I’m currently reading Charles Siegel’s series of posts on Algebraic Geometry from the beginning and I highly recommend. It’s some of the clearest, loveliest writing ever, and it’s got me really interested in the topic.

## Advice for calculus studentsNovember 3, 2010

Posted by Sarah in Uncategorized.
Tags: ,

I am now a TA holding office hours for some calculus classes, and I actually enjoy it a lot. I’m generally impressed with the students. General advice that ought to hold if you’re taking an intro calc class:

1. Don’t freak out because a problem is taking a long time and seems unfairly hard. You’ll say “There must be some mistake!” No, there isn’t. This isn’t high school; you’re being taught by professors, who don’t always know how to gauge the right difficulty level. They do tend to underestimate how long it takes to finish your homework. Also, calculus is actually harder than high school math. If you have to go through a lot of computations and false steps — don’t worry! That’s what math is actually like!

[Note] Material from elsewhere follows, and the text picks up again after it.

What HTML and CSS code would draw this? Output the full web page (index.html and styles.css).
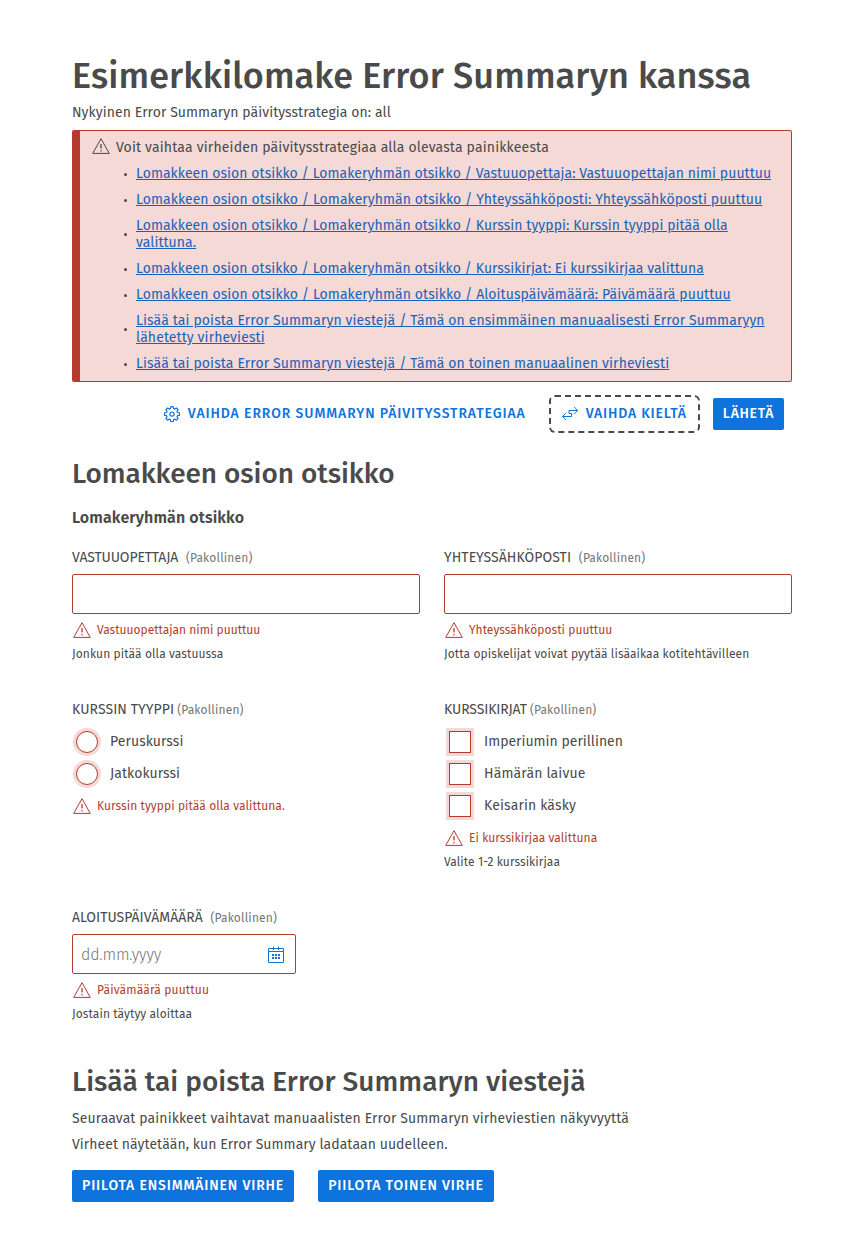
FILE: index.html
```html
<!DOCTYPE html>
<html lang="fi">
<head>
<meta charset="utf-8">
<title>Esimerkkilomake Error Summaryn kanssa</title>
<link rel="stylesheet" href="styles.css">
</head>
<body>
<svg class="defs" width="0" height="0">
  <symbol id="warn" viewBox="0 0 20 20"><path d="M10 2.700 L18.300 17.400 H1.700 Z" fill="none" stroke="currentColor" stroke-linejoin="round"/><path d="M10 8 V12.500" fill="none" stroke="currentColor" stroke-width="1.3"/><circle cx="10" cy="14.700" r=".8" fill="currentColor"/></symbol>
</svg>
<main class="page">
  <h1 class="title">Esimerkkilomake Error Summaryn kanssa</h1>
  <p class="text">Nykyinen Error Summaryn päivitysstrategia on: all</p>

  <section class="summary">
    <div class="summary-head"><svg class="icon"><use href="#warn"/></svg><span>Voit vaihtaa virheiden päivitysstrategiaa alla olevasta painikkeesta</span></div>
    <ul class="summary-list">
      <li class="tight"><a href="#">Lomakkeen osion otsikko / Lomakeryhmän otsikko / Vastuuopettaja: Vastuuopettajan nimi puuttuu</a></li>
      <li><a href="#">Lomakkeen osion otsikko / Lomakeryhmän otsikko / Yhteyssähköposti: Yhteyssähköposti puuttuu</a></li>
      <li class="tight"><a href="#">Lomakkeen osion otsikko / Lomakeryhmän otsikko / Kurssin tyyppi: Kurssin tyyppi pitää olla<br>valittuna.</a></li>
      <li class="tight"><a href="#">Lomakkeen osion otsikko / Lomakeryhmän otsikko / Kurssikirjat: Ei kurssikirjaa valittuna</a></li>
      <li><a href="#">Lomakkeen osion otsikko / Lomakeryhmän otsikko / Aloituspäivämäärä: Päivämäärä puuttuu</a></li>
      <li class="loose"><a href="#">Lisää tai poista Error Summaryn viestejä / Tämä on ensimmäinen manuaalisesti Error Summaryyn<br>lähetetty virheviesti</a></li>
      <li class="loose"><a href="#">Lisää tai poista Error Summaryn viestejä / Tämä on toinen manuaalinen virheviesti</a></li>
    </ul>
  </section>

  <div class="actions">
    <button class="btn link strategy"><svg class="btn-icon" viewBox="0 0 16 16"><path d="M6.8 .7h2.4l.4 1.9 1.1.5 1.7-1.1 1.7 1.7-1.1 1.7.5 1.1 1.9.4v2.4l-1.9.4-.5 1.1 1.1 1.7-1.7 1.7-1.7-1.1-1.1.5-.4 1.9H6.8l-.4-1.900-1.100-.5-1.700 1.100-1.700-1.700L3 10.800l-.5-1.100-1.900-.4V6.900l1.900-.4L3 5.400 1.900 3.700 3.600 2l1.700 1.100 1.100-.5z" fill="none" stroke="currentColor" stroke-width="1.2" stroke-linejoin="round"/><circle cx="8" cy="8.100" r="2.100" fill="none" stroke="currentColor" stroke-width="1.200"/></svg>VAIHDA ERROR SUMMARYN PÄIVITYSSTRATEGIAA</button>
    <button class="btn link focused"><svg class="btn-icon" viewBox="0 0 16 16"><path d="M12 .8 15.700 4.500 12 8.200M15.700 4.500H7V7.500H9.500V10.500H.4M4.100 6.800.4 10.500 4.100 14.200" fill="none" stroke="currentColor"/></svg>VAIHDA KIELTÄ</button>
    <button class="btn primary send">LÄHETÄ</button>
  </div>

  <h2 class="section-title">Lomakkeen osion otsikko</h2>
  <h3 class="group-title">Lomakeryhmän otsikko</h3>

  <div class="form">
    <div class="field">
      <div class="label"><span class="narrow">VASTUUOPETTAJA</span> <span class="req wide">(Pakollinen)</span></div>
      <input class="input" type="text">
      <div class="error flat"><svg class="icon"><use href="#warn"/></svg>Vastuuopettajan nimi puuttuu</div>
      <div class="help">Jonkun pitää olla vastuussa</div>
    </div>
    <div class="field">
      <div class="label">YHTEYSSÄHKÖPOSTI <span class="req wide">(Pakollinen)</span></div>
      <input class="input" type="text">
      <div class="error"><svg class="icon"><use href="#warn"/></svg>Yhteyssähköposti puuttuu</div>
      <div class="help">Jotta opiskelijat voivat pyytää lisäaikaa kotitehtävilleen</div>
    </div>
    <div class="field">
      <div class="label">KURSSIN TYYPPI<span class="req">(Pakollinen)</span></div>
      <div class="choices">
        <label class="choice radio"><span class="mark"></span><span class="choice-text">Peruskurssi</span></label>
        <label class="choice radio"><span class="mark"></span><span class="choice-text">Jatkokurssi</span></label>
      </div>
      <div class="error"><svg class="icon"><use href="#warn"/></svg>Kurssin tyyppi pitää olla valittuna.</div>
    </div>
    <div class="field">
      <div class="label"><span class="narrow">KURSSIKIRJAT</span><span class="req">(Pakollinen)</span></div>
      <div class="choices">
        <label class="choice check"><span class="mark"></span><span class="choice-text flat">Imperiumin perillinen</span></label>
        <label class="choice check"><span class="mark"></span><span class="choice-text wide-text">Hämärän laivue</span></label>
        <label class="choice check"><span class="mark"></span><span class="choice-text wide-text">Keisarin käsky</span></label>
      </div>
      <div class="error"><svg class="icon"><use href="#warn"/></svg>Ei kurssikirjaa valittuna</div>
      <div class="help">Valite 1-2 kurssikirjaa</div>
    </div>
    <div class="field">
      <div class="label"><span class="flat">ALOITUSPÄIVÄMÄÄRÄ</span> <span class="req wide">(Pakollinen)</span></div>
      <div class="input date"><span>dd.mm.yyyy</span><svg class="cal" viewBox="0 0 16 17"><path d="M.5 2.500H15.500V16.500H.5ZM.5 5.500H15.500M5.500 .5V4M10.500 .5V4" fill="none" stroke="currentColor"/><path d="M4 8h2v2H4zM7 8h2v2H7zM10 8h2v2h-2zM4 11h2v2H4zM7 11h2v2H7zM10 11h2v2h-2z" fill="currentColor"/></svg></div>
      <div class="error wide-text"><svg class="icon"><use href="#warn"/></svg>Päivämäärä puuttuu</div>
      <div class="help">Jostain täytyy aloittaa</div>
    </div>
  </div>

  <h2 class="section-title last">Lisää tai poista Error Summaryn viestejä</h2>
  <p class="text para loose">Seuraavat painikkeet vaihtavat manuaalisten Error Summaryn virheviestien näkyvyyttä</p>
  <p class="text para">Virheet näytetään, kun Error Summary ladataan uudelleen.</p>
  <div class="toggles">
    <button class="btn primary">PIILOTA ENSIMMÄINEN VIRHE</button>
    <button class="btn primary">PIILOTA TOINEN VIRHE</button>
  </div>
</main>
</body>
</html>
```
FILE: styles.css
```css
* { box-sizing: border-box; }
body { margin: 0; background: #fff; color: #4a4a4a; font: 14px/17px "Fira Sans", "Noto Sans", sans-serif; letter-spacing: 0.06px; }
h1, h2, h3, p, ul { margin: 0; padding: 0; }
.defs { display: block; height: 0; }
.page { width: 720px; margin-left: 72px; padding-top: 54px; }
.title { font-size: 36px; line-height: 44px; font-weight: 500; letter-spacing: 0.1px; }
.text { margin-top: 6px; }
.icon { width: 20px; height: 20px; flex: none; }
.tight { letter-spacing: 0.05px; }
.loose { letter-spacing: 0.1px; }
.flat { letter-spacing: 0; }
.narrow { letter-spacing: -0.14px; }
.wide-text { letter-spacing: 0.15px; }

.summary { margin-top: 9px; height: 252px; padding: 5px 10px 0 11px; background: #f4d9d6; border: 1px solid #b63b2e; border-left-width: 8px; border-radius: 2px; }
.summary-head { display: flex; align-items: center; gap: 5px; height: 20px; letter-spacing: 0.16px; }
.summary-head span { padding-top: 2px; }
.summary-list { display: flex; flex-direction: column; gap: 9px; margin-top: 9px; padding-left: 33px; list-style: none; }
.summary-list li { display: flex; align-items: center; gap: 9px; white-space: nowrap; }
.summary-list li::before { content: ""; width: 3px; height: 3px; margin-top: 1px; border-radius: 50%; background: #4a4a4a; flex: none; }
.summary-list a { color: #1a62b8; text-decoration: underline; }

.actions { display: flex; justify-content: flex-end; margin-top: 16px; padding-right: 8px; }
.btn { display: flex; align-items: center; gap: 8px; height: 32px; padding: 0 10px 2px; border: 0; border-radius: 2px; font: 500 14px/17px "Fira Sans", "Noto Sans", sans-serif; letter-spacing: 0.86px; white-space: nowrap; background: none; }
.link { color: #0f73dd; }
.primary { background: #0f73dd; color: #fff; }
.send { letter-spacing: 0.7px; }
.btn-icon { width: 16px; height: 16px; margin-top: 2px; }
.strategy { margin-right: 16px; letter-spacing: 0.9px; }
.focused { margin-right: 16px; letter-spacing: 0.8px; outline: 2px dashed #4a4a4a; outline-offset: 1px; border-radius: 3px; }

.section-title { margin-top: 27px; font-size: 28px; line-height: 34px; font-weight: 500; letter-spacing: -0.05px; }
.group-title { margin-top: 17px; font-size: 16px; line-height: 20px; font-weight: 600; letter-spacing: 0.1px; }
.form { display: grid; grid-template-columns: 348px 348px; gap: 38px 24px; margin-top: 20px; }
.label { height: 20px; line-height: 20px; white-space: nowrap; }
.req { margin-left: 3px; color: #767676; font-size: 12px; letter-spacing: 0.15px; }
.req.wide { margin-left: 4px; }
.input { display: block; width: 100%; height: 40px; margin-top: 6px; border: 1px solid #b63b2e; border-radius: 2px; background: #fff; }
.date { display: flex; align-items: center; justify-content: space-between; width: 224px; padding: 0 11px 0 8px; color: #767676; font-size: 16px; font-weight: 300; letter-spacing: -0.2px; }
.cal { width: 16px; height: 17px; margin-top: 1px; color: #0f73dd; }
.error { display: flex; align-items: center; gap: 5px; height: 20px; margin-top: 6px; color: #b63b2e; font-size: 12px; }
.help { height: 16px; margin-top: 6px; font-size: 12px; line-height: 16px; letter-spacing: 0.08px; }
.choices { margin-top: 6px; }
.choice { display: flex; align-items: center; height: 32px; }
.choice-text { padding-bottom: 2px; }
.mark { width: 22px; height: 22px; background: #fff; border: 1px solid #b63b2e; box-shadow: 0 0 0 3px #f4d9d6; flex: none; }
.radio .mark { margin: 0 12.5px 0 3.5px; border-radius: 50%; }
.check .mark { margin: 0 13px 0 5px; }
.last { margin-top: 43px; letter-spacing: 0.03px; }
.last + .para { margin-top: 11px; }
.para { margin-top: 9px; }
.toggles { display: flex; gap: 24px; margin-top: 17px; }
```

2. I do not have magical TA superpowers of Mathematica. Most of the time, if you ask me for help, I’m going to look at the example on your worksheet and look in the help documentation. You could do that too! The xkcd Tech Support Cheat Sheet is relevant here.

3. L’Hopital’s rule is your friend. Seriously. So is big-O notation. These will save your bacon.

4. 90% of mistakes in multivariable calc result from not drawing pictures. Draw a picture. You are never too cool to draw a picture.

## Caratheodory KernelNovember 3, 2010

Posted by Sarah in Uncategorized.
Tags: ,

Last fall I had the opportunity to go to the Cryo-EM mini-symposium at the Columbia Medical Center, which was an interesting experience — a mix of biologists, computer scientists, and mathematicians. One comment from a biologist stuck with me: sometimes, given that equipment has only finite precision, microscopic images can lead to confusion as to the number of connected components. If we’re thinking about a molecule, it’s quite important to know whether we’re looking at a protrusion or a separate component. With imprecise equipment, there’s a chance of getting it wrong. But how do you know when?

The question bugged me for a while. Connected components seem like a “topological” property, but it seems that you ought to be able to talk about this more directly, without appealing to homology.

Posing this question more specifically, suppose you have a connected domain E. To make life simple, let’s suppose it’s in the plane. And suppose we approximate it at different levels of “coarseness” — perhaps we overlay a grid of squares of side length r, and let E_r be the domain that contains a square precisely when the intersection between E and the square has area at least 1/2 r^2. For some sets E, there is some scale E_r that becomes disconnected; for example, if E is dumbbell-shaped, eventually at some scale it will “split” into two components. How do you know when it’s going to do this?

I asked a professor about this, and it turns out it’s a classical question, and the relevant notion is something called the Caratheodory Kernel, developed in 1912.

Let B_n be a sequence of simply-connected domains of the z-plane containing a fixed point z_0. If there exists a disc $|z-z_0| < r,$ belonging to all $B_n$, then the kernel of the sequence $B_n$ with respect to $z_0$ is the largest domain B containing z_0 and such that for each compact set E belonging to B there is an N such that E belongs to all B_n, for n larger than N.

A largest domain is one which contains any other domain having the same property. If there is no such a disc, then by the kernel of the sequence B_n, one means the point z_0 (in this case one says that the sequence B_n has a degenerate kernel). A sequence of domains B_n, converges to a kernel B if any subsequence of B_n has B as its kernel.